Our girl makes me always want to be better and inspires me daily. Running is just a part of it, a sort of symbol of the race we call life.  But I plan to run more and win medals, both literally and figuratively, because someone important is watching, and she wants to be me because she thinks I’m a hero.

It’s the Final Countdown

In just three weeks from right now, I will be participating in my fourth Ragnar Relay, where eleven friends and I will divide into two vans and each run three times for a total of 200 miles from Miami to Key West.  It’s an awesome experience.  It may not sound fun, but oh, IT IS!

I had a scare going into it this year though.  While training for a half marathon I was supposed to run just over a month ago, I injured my leg, leaving me not only unable to run my half marathon, but I was unable to run at all.  I’ve had to cross train with my bike, elliptical machine, and do pilates and yoga to try to compensate while my leg had to heal.

Two weeks ago I decided to give a short run a try because my leg wasn’t hurting too much anymore.  The results were less than desirable.  The run itself didn’t feel so bad, but my leg hurt fairly constantly for the next three days.

Now, through lots of prayer, essential repairing vitamins and supplements, and cross training, I have decided it is time to try it again tomorrow.  My leg has been completely pain free for the last three days, and that is not something I could say about any of the days before this, so I think it’s time.  I’ll start with a few short runs and keep on supplementing with other exercise, but three weeks isn’t much time, and I think I’m finally ready.

The first two years we did this race, my running name was Terrinator and we ran for Love 146.


Last year and this coming race, I’m part of team Ragnarrhea and my running name is Excretia.  I know it’s gross, but if you run (pun intended), you get it.

Take a look at what the Ragnar experience is all about with this video by my teammate, Josh, a.k.a Poop Dust, the runner formerly known as Deuce.

Runner’s High

I’ve been called a pessimist before; however, if that were true, would I be sitting at my computer, writing a blog post about how much I love running while I’m icing my knee because I went running?
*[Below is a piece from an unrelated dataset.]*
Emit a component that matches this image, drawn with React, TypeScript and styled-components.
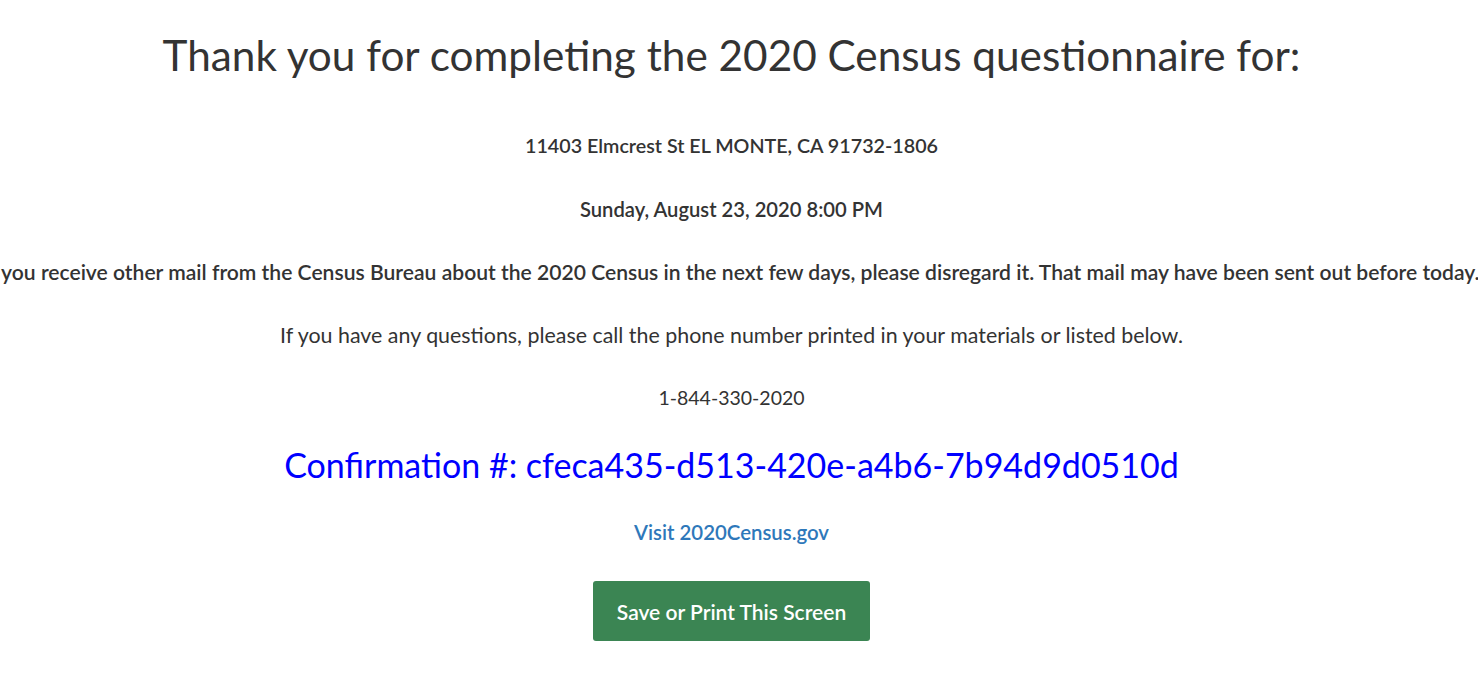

No.  I have found the positive in a sometimes painful personal sport.

The personal part is what I first learned to appreciate about running. When I run, I think, clear my head, and concentrate on the beauty I am generally surrounded by when I run (I saw a dolphin last weekend as I ran over a bridge over the intracoastal waterway).  I was never a team sport kind of girl.  In fact, I was never a girl who did anything resembling a sport when I grew up, and I despised running…with a passion.

A challenge was thrown out that I run in a crazy 200 mile race (Ragnar Relay) as a fundraiser for my favorite organization that works to fight human trafficking (Love 146).  I weighed that option for a good while before I agreed to rise to the impossible challenge.

At 32, I began running, for the first time in my life.  I worked out already and thought, “How hard could this be?”  I set out one morning to run a mile down our road (which meant another mile back).  I seriously thought it would be do-able.

It was not.

I made it about a quarter of a mile and thought I would die right there on the road behind my house.  I walked then with spurts of running in between.  Pathetically limited and short spurts.  I made it to the end of the road and realized I had to get back.  Grr!  More of the same walking with short running intervals, an encounter with a weird bug that would not leave me alone (I’m not generally an outdoor girl), and the Florida heat and humidity of a June morning all but discouraged me.  Had I not already invested money into the Nikes I found on sale for $20 (I’m cheap), I would have called it off right away.

But I didn’t.

I continued almost every day in a similar manner for the next two weeks until I made it the mile to the end of the road without stopping.  Then I stopped and walked for a reward.  When I began to run again that day, my knee began to hurt in a way I had never felt before.  Research told me it was my IT band.  I had just started and would already have to take some time off.  I just knew I was not meant to be a runner.

I researched how to “fix” the injury and found I needed to do good stretches and work all my leg muscles through cross-training in order to strengthen what doesn’t get used in running.  Ice also helps.

At that time, I felt it was my chance to give up.  Who would have blamed me, right?  I just wasn’t meant to be a runner and it was something better left for those more equipped.  But then I remembered why I had agreed to run in the first place, and I decided to go back out there, into the hot Florida summer’s oppressive humidity, for the kids that could be rescued and protected by my fundraising and awareness efforts.  So in the moment I made that decision, two passions began in my life.

Running got better for me, and though I often get discouraged still, I keep doing it.  Even after I had to take off a few months because I was having issues with my ITB again.  I think about those kids, my health, and now I also get support from our fantastic local running community.  I’ve gotten faster and my endurance has increased.

Now, it isn’t just a personal sport for me anymore.  I try to mix it up by running a few times a week on my own, doing speed work with a group one evening, and then putting in miles with a group early on Sunday mornings.

I feel I’m becoming a more well-rounded runner, and other than the pain I occasionally feel in my ITB, which I’ve learned how to take care of (as long as I put in the time), I love the way I feel when I’m done.  If I run in the morning I feel amazing all day.

I’m learning to give myself personal challenges and not to compare myself to other runners.  I can do the running in community, but it is still a personal endeavor as I am the only one in my head and body.  I can do it physically, if I can just get my brain to believe it too.


Another cool thing about running is the excitement of races.  I’ve earned medals for just finishing, and even a few prizes for placing in my age group at a few races (1st in my age group at the last race I ran).